US rules out direct talks with Iran

By Guy Dinmore in Washington and Gareth Smyth in Tehran

Financial Times

Published: March 1, 2007

The Bush administration on Wednesday dismissed suggestions that it might engage dir­ectly with Iran or Syria at an international conference on Iraq to be held in Baghdad next week.

European allies and dom­estic critics have broadly welcomed the announcement by Condoleezza Rice, the secretary of state, that the US would take part in the conference alongside Iran and Syria. She also noted that such a diplomatic initiative had been recommended by the bipartisan Iraq Study Group last year.

Ms Rice’s statement at a Senate hearing on Tuesday prompted reports in the US media of a dramatic shift in policy. It was fuelled in part by the State Department, which pointedly declined to rule out the possibility of bilateral talks between Ms Rice and Iranian officials at a follow-up conference on Iraq to be held in April.

But on Wednesday the White House stepped in to “clarify” the situation and explicitly ruled out such a move.

“There will not be bilateral talks between the United States and Iran or the United States and Syria, within the context of these meetings,” said Tony Snow, the White House spokesman. The US precondition re-mained unchanged, he said, that Iran first suspend its uranium enrichment programme as called for by the United Nations Security Council.

“We want to make sure those waters don’t get muddied,” he said.

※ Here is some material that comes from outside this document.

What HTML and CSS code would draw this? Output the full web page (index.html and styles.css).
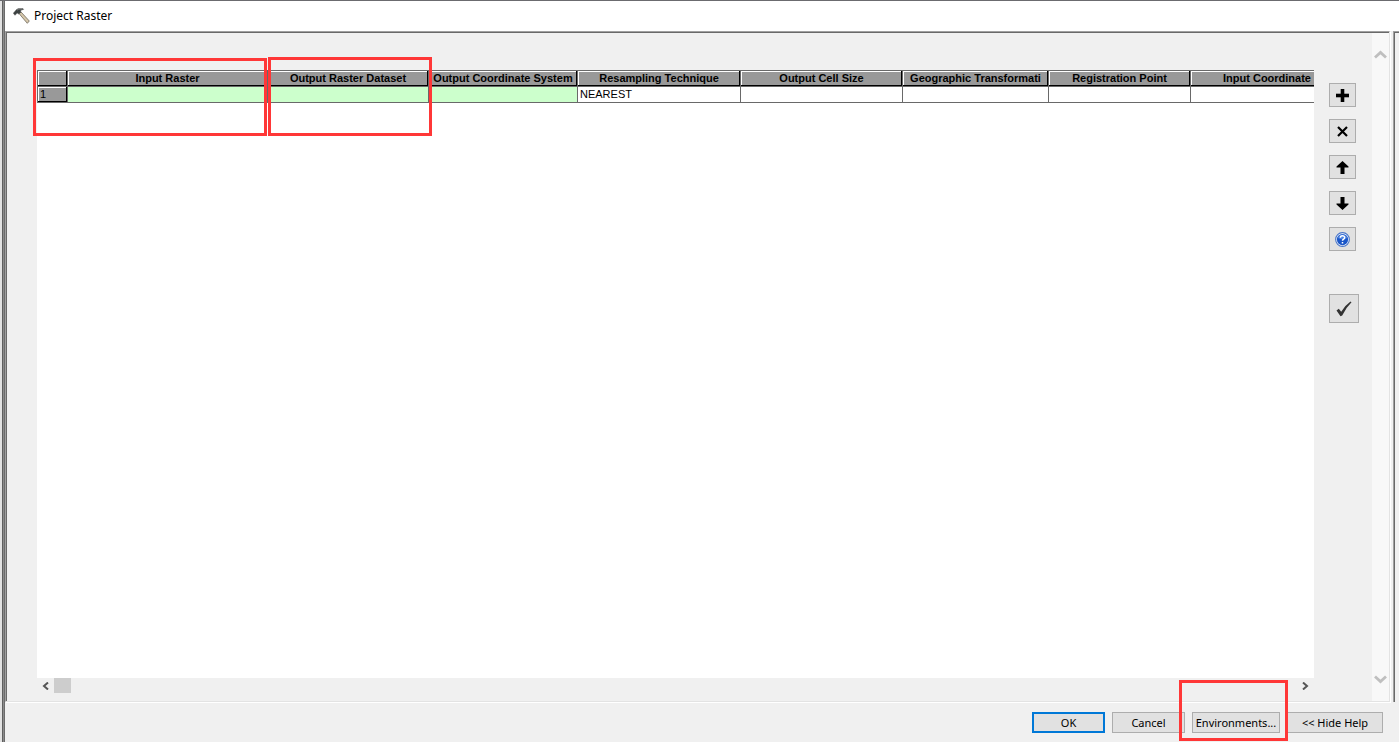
FILE: index.html
```html
<!DOCTYPE html>
<html lang="en">
<head>
<meta charset="utf-8">
<title>Project Raster</title>
<link rel="stylesheet" href="styles.css">
</head>
<body>
<div class="window">
  <header class="titlebar">
    <svg class="hammer" viewBox="0 0 17 17" aria-hidden="true">
      <path d="M6 5.5 8 4l8.300 9-2 2.300z" fill="#d6c8ac" stroke="#6f6759" stroke-width=".8"/>
      <path d="M.3 5.200 3.500 1.600 5.500.4h4.300l.8 1-2.800.8-.1 2.200L5.600 6 4.200 5 2 7.300z" fill="#3c4141" stroke="#555" stroke-width=".5"/>
      <path d="M4 2.200 5.800 1h3.400" fill="none" stroke="#a9adad" stroke-width=".6"/>
    </svg>
    <h1 class="title">Project Raster</h1>
  </header>

  <div class="panes">
    <main class="pane">
      <section class="grid-area">
        <div class="grid">
          <table class="batch">
            <colgroup>
              <col class="w-index"><col class="w-input"><col class="w-output"><col class="w-system"><col class="w-method"><col class="w-cell"><col class="w-transform"><col class="w-point"><col class="w-coord">
            </colgroup>
            <thead>
              <tr><th></th><th>Input Raster</th><th>Output Raster Dataset</th><th>Output Coordinate System</th><th>Resampling Technique</th><th>Output Cell Size</th><th>Geographic Transformati</th><th>Registration Point</th><th class="leading">Input Coordinate</th></tr>
            </thead>
            <tbody>
              <tr><th class="index" scope="row">1</th><td class="required"></td><td class="required"></td><td class="required"></td><td>NEAREST</td><td></td><td></td><td></td><td></td></tr>
            </tbody>
          </table>
        </div>
        <div class="hscroll">
          <button class="arrow" aria-label="Scroll left"><svg viewBox="0 0 7 8" width="7" height="8"><path d="M6 .5 2 4l4 3.500" fill="none" stroke="#555" stroke-width="2"/></svg></button>
          <span class="thumb"></span>
          <button class="arrow last" aria-label="Scroll right"><svg viewBox="0 0 7 8" width="7" height="8"><path d="M1 .5 5 4 1 7.500" fill="none" stroke="#555" stroke-width="2"/></svg></button>
        </div>
        <span class="mark mark-input"></span>
        <span class="mark mark-output"></span>
      </section>

      <div class="tools">
        <button class="tool" aria-label="Add row"><svg viewBox="0 0 13 13"><path d="M5 0h3v5h5v3H8v5H5V8H0V5h5z" stroke="#000" stroke-width=".6"/></svg></button>
        <button class="tool" aria-label="Delete row"><svg viewBox="0 0 13 13"><path d="m2 2 9 9m0-9-9 9" stroke="#000" stroke-width="2.200"/></svg></button>
        <button class="tool" aria-label="Move up"><svg viewBox="0 0 13 13"><path d="M6.500 0 12.500 5.500v1H8.500V13h-4V6.500h-4v-1z"/></svg></button>
        <button class="tool" aria-label="Move down"><svg viewBox="0 0 13 13"><path d="M6.500 13 .5 7.500v-1h4V0h4v6.500h4v1z"/></svg></button>
        <button class="tool help" aria-label="Help"><svg viewBox="0 0 16 16"><circle cx="8" cy="8" r="7.300" fill="#fff" stroke="#4a76c8" stroke-width="1.200"/><circle cx="8" cy="8" r="6" fill="#1a56c8"/><path d="M3 6.500a5.200 5.200 0 0 1 10 0Q8 9 3 6.500z" fill="#4c82e0"/><path d="M5.700 6.200C5.700 3.300 10.300 3.400 10.300 6 10.300 7.600 8 7.600 8 9.400M8 10.700v1.600" fill="none" stroke="#fff" stroke-width="1.600"/></svg></button>
        <button class="tool check" aria-label="Check values"><svg viewBox="0 0 16 16"><path d="M.5 9.500 2.800 7.800l2.400 3Q9 4.500 14.500.6l1 .6Q9.800 6.800 6.200 14.500L4.500 15.200z" fill="#333"/></svg></button>
      </div>

      <div class="vscroll">
        <button class="arrow" aria-label="Scroll up"><svg viewBox="0 0 13 9" width="13" height="9"><path d="m1 7.500 5.500-5 5.500 5" fill="none" stroke="#bfbfbf" stroke-width="2.800"/></svg></button>
        <button class="arrow" aria-label="Scroll down"><svg viewBox="0 0 13 9" width="13" height="9"><path d="m1 1.500 5.500 5 5.500-5" fill="none" stroke="#bfbfbf" stroke-width="2.800"/></svg></button>
      </div>
    </main>
    <aside class="help-pane"></aside>
  </div>

  <footer class="actions">
    <button class="action default">OK</button>
    <button class="action">Cancel</button>
    <div class="marked"><button class="action env">Environments...</button><span class="mark mark-env"></span></div>
    <button class="action hide-help">&lt;&lt; Hide Help</button>
  </footer>
</div>
</body>
</html>
```
FILE: styles.css
```css
* { box-sizing: border-box; }

body {
  margin: 0;
  background: #f0f0f0;
  color: #000;
  font-family: "Noto Sans", sans-serif;
  font-size: 12px;
}

button { margin: 0; padding: 0; font: inherit; color: inherit; }
svg { display: block; }

.window {
  display: flex;
  flex-direction: column;
  min-height: 100vh;
  padding-left: 5px;
  border-top: 1px solid #6b6b6f;
  background: linear-gradient(90deg, #e2e2e2 2px, #5f5f5f 2px 3px, #8b8b8b 3px 4px, #6b6b6b 4px 5px, #f0f0f0 5px);
}

.titlebar {
  display: flex;
  align-items: center;
  gap: 4px;
  height: 30px;
  padding: 0 8px;
  background: #fff;
}
.hammer { width: 17px; height: 17px; }
.title { margin: 0; font-size: 12px; font-weight: 400; line-height: 16px; }

.panes { display: flex; flex: 1; gap: 3px; }

.pane {
  display: flex;
  flex: 1;
  min-width: 0;
  border: 1px solid #e3e3e3;
  border-top-color: #a0a0a0;
  border-left-color: #a0a0a0;
  box-shadow: inset 1px 1px #696969, 1px 1px #fff;
}
.help-pane {
  width: 6px;
  border-top: 1px solid #a0a0a0;
  border-left: 1px solid #a0a0a0;
  box-shadow: inset 1px 1px #696969;
}

.grid-area {
  position: relative;
  display: flex;
  flex: 1;
  flex-direction: column;
  min-width: 0;
  padding: 38px 0 8px 31px;
}
.grid { flex: 1; overflow: hidden; background: #fff; }

.batch {
  width: 1364px;
  table-layout: fixed;
  border-collapse: separate;
  border-spacing: 0;
  border-top: 1px solid #696969;
  border-left: 1px solid #696969;
  font: 11px/13px "Liberation Sans", Arial, sans-serif;
}
.w-index { width: 30px; }
.w-input { width: 200px; }
.w-output { width: 161px; }
.w-system { width: 149px; }
.w-method { width: 163px; }
.w-cell { width: 162px; }
.w-transform { width: 146px; }
.w-point { width: 142px; }
.w-coord { width: 210px; }

.batch th, .batch td {
  height: 16px;
  padding: 0 2px;
  overflow: hidden;
  border-right: 1px solid #696969;
  border-bottom: 1px solid #696969;
  text-align: left;
  white-space: nowrap;
}
.batch th {
  padding: 0 1px;
  background: #999;
  box-shadow: inset -1px -1px #000, inset 1px 1px #fff;
  text-align: center;
}
.batch .leading { padding-left: 32px; text-align: left; }
.batch .index { padding: 0 2px; font-weight: 400; text-align: left; }
.batch .required { background: #cfc; }

.hscroll { display: flex; align-items: center; height: 15px; }
.arrow {
  display: grid;
  width: 17px;
  height: 15px;
  place-items: center;
  border: 0;
  background: none;
}
.thumb { width: 17px; height: 15px; background: #cdcdcd; }
.last { margin-left: auto; }

.tools {
  display: flex;
  flex-direction: column;
  gap: 12px;
  padding: 51px 13px 0 15px;
}
.tool {
  display: grid;
  width: 27px;
  height: 24px;
  place-items: center;
  border: 1px solid #adadad;
  background: #e1e1e1;
}
.tool svg { width: 13px; height: 13px; }
.help svg { width: 15px; height: 15px; }
.check { width: 30px; height: 29px; margin-top: 31px; }
.check svg { width: 16px; height: 16px; }

.vscroll {
  display: flex;
  flex-direction: column;
  justify-content: space-between;
  width: 17px;
  margin-top: 1px;
  padding: 14px 0;
  background: #f8f8f8;
}

.actions {
  display: flex;
  justify-content: flex-end;
  gap: 7px;
  padding: 10px 16px 9px;
}
.action {
  width: 73px;
  height: 21px;
  border: 1px solid #adadad;
  background: #e1e1e1;
  font-size: 11px;
  line-height: 16px;
}
.default { border: 2px solid #0078d7; }
.env { width: 88px; }
.hide-help { width: 96px; }
.marked { position: relative; }

.mark { position: absolute; border: 3px solid #ff3737; pointer-events: none; }
.mark-input { top: 26px; left: 27px; width: 234px; height: 78px; }
.mark-output { top: 25px; left: 262px; width: 164px; height: 79px; }
.mark-env { top: -32px; left: -13px; width: 109px; height: 61px; }
```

Some analysts interpreted the mixed signals as evidence that the Bush administration was more interested in using the appearance of diplomacy to appease domestic critics and get its supplemental Iraq war budget through Congress, rather than adopt one of the key findings of the Iraq Study Group, which was to engage Iran and Syria directly. However, other analysts believed that Ms Rice was in fact trying to shift the US position in the direction of engagement with Iran, as has happened in recent weeks with North Korea, culminating with the nuc­lear freeze agreement reached in Beijing last month.

“It creates confusion, and when the Iranians are confused they are paralysed,” commented Ray Takeyh, an analyst with the Council on Foreign Relations think-tank who believes Ms Rice is anxious to engage Iran in talks.

In Tehran, Iran’s top security official, Ali Larijani, indicated that Iran would take part in the Baghdad conference.

Nouri al-Maliki, Iraq’s prime minister, has invited all Iraq’s neighbours as well as Egypt, the five permanent members of the Security Council, the Arab League and the Organisation of the Islamic Conference. Officials said it would take place on March 10. The US is expec­ted to send a senior official below the rank of minister.

“We hope the meeting will bring political backing for the national unity government in providing security and stability that will help national reconciliation in Iraq,” Mr Maliki’s office said.

The Maliki government is anxious that Iraq is not turned into a proxy battleground for a US-Iranian conflict. Mr Larijani said Teh­ran’s participation in the Bag­hdad conference would be designed to help the Iraqi government.

Iran has rejected accusations by the US that it is arming and equipping Shia militia in Iraq and providing explosives used against US forces. Asked if Tehran ran any risks in meeting the Americans, Mr Larijani replied: “One should not commit suicide because one is afraid of death.”

The US last held direct high-level talks with Iran in Geneva in May 2003.